Be open to the tears, because tears tend to cleanse our souls and open new paths of healing. If we fail to care for ourselves by honoring times when we need to let the tears flow by pretending that shedding the tears is weakness, we shut ourselves down to legitimate growth. It is natural to cry in pain, to feel the hurt fully, and to allow our bodies to respond naturally when we’ve been assaulted by physical, mental, or emotional pain. Tears are a cue to the self that all is not right within us.
Shrines are damaging, so don’t build them. Shrines to anyone tend to block progress. They stifle our development by keeping us in a memory loop that can lead to not being able to move forward. We become trapped in the past life we had with this person.
Reclaiming a space that may have been the domain of another person is difficult and emotional work. It is a good idea to go into a bedroom or workspace with a supportive friend or family member to enable the beginning of the process of restructuring the new space.
Photographing things we want to remember enables us to move forward and hold onto memories. It also allows us to create new spaces for the living. I think people create shrines in fear of forgetting. This doesn’t mean that we go in and take everything away. What all of this means is that we give careful thought to finding some of their possessions new and loving homes. We become selective about what will really mean something to us. We might store some things in order to determine at a later time what we want to hold onto. There is an element of realism to this. In sorting through things, we can remember and face some of the work around remembrance that must be done in all relationships. I had sufficient space to store some things until I could realistically come to terms with what I wanted to do with them. Intentionally packing things away, asking others about some of the items, and coming to terms with how I felt about things enabled me to not erect any type of shrine that would be unhealthy.

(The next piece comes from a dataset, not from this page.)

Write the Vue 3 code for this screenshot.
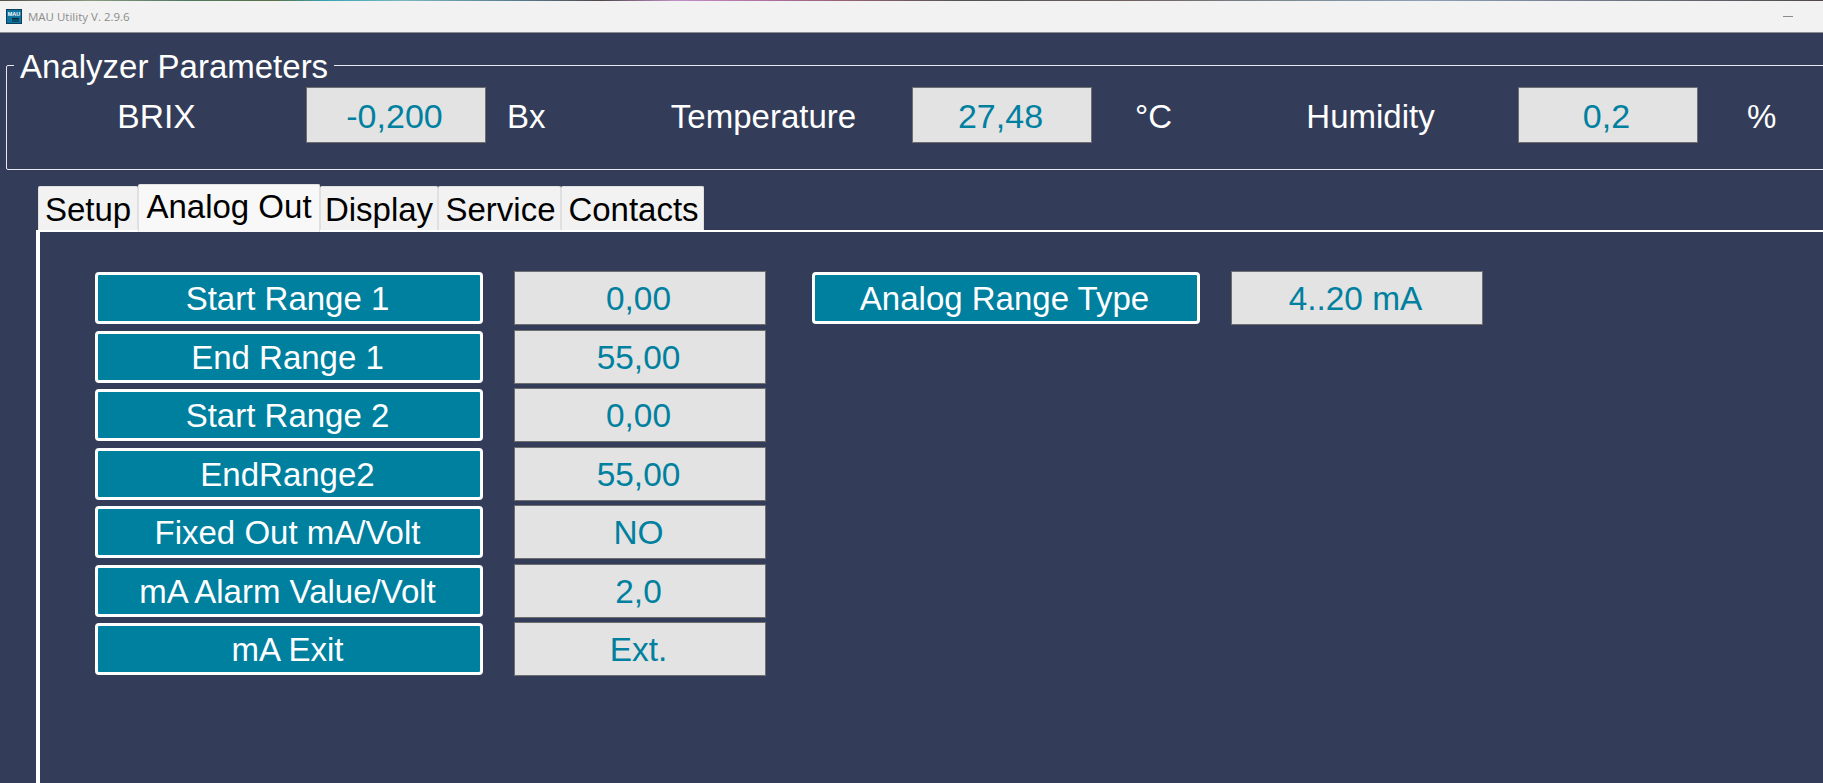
<script setup>
const readings = [
  { label: 'BRIX', value: '-0,200', unit: 'Bx', cls: 'brix' },
  { label: 'Temperature', value: '27,48', unit: '°C', cls: 'temp' },
  { label: 'Humidity', value: '0,2', unit: '%', cls: 'hum' }
]
const tabs = [
  { name: 'Setup', w: 100, nudge: 0 },
  { name: 'Analog Out', w: 182, nudge: 0, active: true },
  { name: 'Display', w: 118, nudge: 0 },
  { name: 'Service', w: 123, nudge: 2 },
  { name: 'Contacts', w: 143, nudge: 2 }
]
const rows = [
  ['Start Range 1', '0,00'],
  ['End Range 1', '55,00'],
  ['Start Range 2', '0,00'],
  ['EndRange2', '55,00'],
  ['Fixed Out mA/Volt', 'NO'],
  ['mA Alarm Value/Volt', '2,0'],
  ['mA Exit', 'Ext.']
]
</script>

<template>
  <div class="window">
    <header class="titlebar">
      <svg class="appicon" width="16" height="15" viewBox="0 0 16 15">
        <rect x="0.5" y="0.5" width="15" height="14" fill="#0e74a0" stroke="#0b3f5c" />
        <text x="8" y="7" text-anchor="middle" class="icontext">MAU</text>
        <rect x="6" y="9" width="7" height="1.5" fill="#0c2432" />
        <rect x="6" y="11.5" width="7" height="1" fill="#0c2432" />
      </svg>
      <span class="apptitle">MAU Utility V. 2.9.6</span>
      <span class="minimize"></span>
    </header>

    <section class="group">
      <h2 class="legend">Analyzer Parameters</h2>
      <div class="readings">
        <div v-for="r in readings" :key="r.label" class="reading" :class="r.cls">
          <span class="rlabel">{{ r.label }}</span>
          <span class="box rbox">{{ r.value }}</span>
          <span class="runit">{{ r.unit }}</span>
        </div>
      </div>
    </section>

    <nav class="tabs">
      <div
        v-for="t in tabs"
        :key="t.name"
        class="tab"
        :class="{ active: t.active }"
        :style="{ width: t.w + 'px', paddingLeft: t.nudge + 'px' }"
      >{{ t.name }}</div>
    </nav>

    <main class="panel">
      <div class="col">
        <div v-for="row in rows" :key="row[0]" class="row">
          <div class="btn">{{ row[0] }}</div>
          <div class="box val">{{ row[1] }}</div>
        </div>
      </div>
      <div class="col">
        <div class="row">
          <div class="btn">Analog Range Type</div>
          <div class="box val">4..20 mA</div>
        </div>
      </div>
    </main>
  </div>
</template>

<style>
html, body { margin: 0; background: #333d59; overflow: hidden; }
</style>

<style scoped>
.window {
  width: 1823px;
  height: 783px;
  overflow: hidden;
  background: #333d59;
  font-family: "Liberation Sans", Arial, sans-serif;
  font-size: 33px;
  color: #fff;
}
.titlebar {
  height: 33px;
  box-sizing: border-box;
  background: #f2f2f2;
  border-bottom: 1px solid #8e8e8e;
  display: flex;
  align-items: center;
  padding-left: 6px;
  position: relative;
}
.titlebar::before {
  content: "";
  position: absolute;
  left: 0;
  right: 0;
  top: 0;
  height: 1px;
  background: linear-gradient(90deg, #55504a 0%, #8a9a80 5%, #4f7a60 10%, #5a7048 15%, #37a5b5 18%, #7ab8c0 22%, #5a7f95 28%, #50484a 33%, #c08fc8 37%, #b070a0 42%, #906070 47%, #50544f 53%, #706060 62%, #7a8890 70%, #8fa0b5 78%, #707a88 88%, #50484a 100%);
}
.appicon { flex: none; }
.icontext {
  font-family: "Liberation Sans", sans-serif;
  font-size: 5.5px;
  font-weight: 700;
  fill: #fff;
}
.apptitle {
  margin-left: 6px;
  font-family: "Open Sans", "Liberation Sans", sans-serif;
  font-size: 11.5px;
  color: #8c8c8c;
}
.minimize {
  margin-left: auto;
  margin-right: 30px;
  width: 10px;
  height: 1px;
  background: #8c8c8c;
}
.group {
  position: relative;
  margin: 32px 0 0 6px;
  width: 1900px;
  height: 105px;
  box-sizing: border-box;
  border: 1px solid #e8e8ee;
  border-radius: 2px;
}
.legend {
  position: absolute;
  left: 7px;
  top: -17px;
  margin: 0;
  padding: 0 6px;
  background: #333d59;
  font: inherit;
  line-height: 36px;
}
.readings {
  display: flex;
  padding-top: 21px;
}
.reading {
  display: flex;
  align-items: center;
  flex: none;
}
.brix { width: 605px; }
.temp { width: 606px; }
.rlabel { flex: none; box-sizing: border-box; text-align: center; padding-top: 3px; }
.brix .rlabel { width: 299px; font-size: 33.6px; }
.temp .rlabel { width: 300px; padding-left: 3px; }
.hum .rlabel { width: 300px; padding-left: 5px; }
.box {
  box-sizing: border-box;
  background: #e3e3e3;
  border: 1px solid #6e6e6e;
  color: #00809f;
  display: flex;
  align-items: center;
  justify-content: center;
  flex: none;
}
.rbox { width: 180px; height: 56px; padding: 3px 3px 0 0; font-size: 34px; }
.runit { margin-left: 21px; padding-top: 3px; }
.temp .runit { margin-left: 43px; }
.hum .runit { margin-left: 49px; }
.tabs {
  display: flex;
  align-items: flex-end;
  margin: 14px 0 0 38px;
  height: 47px;
  position: relative;
  z-index: 1;
}
.tab {
  box-sizing: border-box;
  height: 44px;
  background: #f2f2f2;
  border: 1px solid #e0e0e0;
  border-bottom: none;
  border-radius: 2px 2px 0 0;
  color: #000;
  text-align: center;
  line-height: 46px;
  white-space: nowrap;
  margin-bottom: 1px;
}
.tab.active {
  height: 48px;
  background: #f8f8f8;
  line-height: 43px;
  margin-bottom: -1px;
}
.panel {
  margin-left: 36px;
  margin-top: -1px;
  height: 600px;
  border-left: 4px solid #fff;
  border-top: 2px solid #fff;
  padding: 39px 0 0 55px;
  display: flex;
  gap: 46px;
}
.col {
  display: flex;
  flex-direction: column;
  gap: 4.5px;
}
.row {
  display: flex;
  align-items: center;
  gap: 31px;
}
.btn {
  box-sizing: border-box;
  width: 388px;
  height: 52px;
  padding: 2px 3px 0 0;
  background: #00809f;
  border: 3px solid #fff;
  border-radius: 4px;
  display: flex;
  align-items: center;
  justify-content: center;
  white-space: nowrap;
}
.val {
  width: 252px;
  height: 54px;
  padding: 2px 3px 0 0;
  font-size: 33.4px;
}
</style>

In stating the above, it does not mean that I’ve wiped my husband out of the home. There are photos and other special memories tucked away that I can enjoy when I want to do so. No shrine.
Stare it all down. If we’re not willing to look at something, we need to as ourselves why we’re avoiding doing so. If we’re in a rush to explore everything, why is it a rush? Would allowing time and a gentle approach serve us better? There are some realities that we’re forced into dealing with, and meeting them with courage rather than denial does wonders for us and others. Denial, in its own way, is a shrine to the unknown.
Recognize that if you listen to your heart, your head, and your gut, you will gain insights into the when and the how of looking at issues. You will also have a better sense of when you are stuck and need to seek help in moving forward to the place where you become unstuck. For most people, the process of looking at it all and facing the reality of whatever loss it is seems to be the most difficult. We’re not animals who are designed to move on. We’re humans, and we function differently than out pets, who may remember and miss their pet housemates or human companions, but who will move on as the scent fades with time. We’re wired to remember, and we should!
Speak the person’s name! Speaking of memories and uttering their name is a good, healthy thing. Burying the person is one thing and keeping them alive in a healthy way is another area of work. Out of sight is not out of mind. Talking helps us all process the loss.
There will come a time when you will be able to remember and reframe the relationship that was lost in a better and clearer manner. Allowing for gentle time, courage, and uncertainty as to when it will all come together is key in moving on. Yes, I miss him in a different way now, and it is both sad and good at the same time.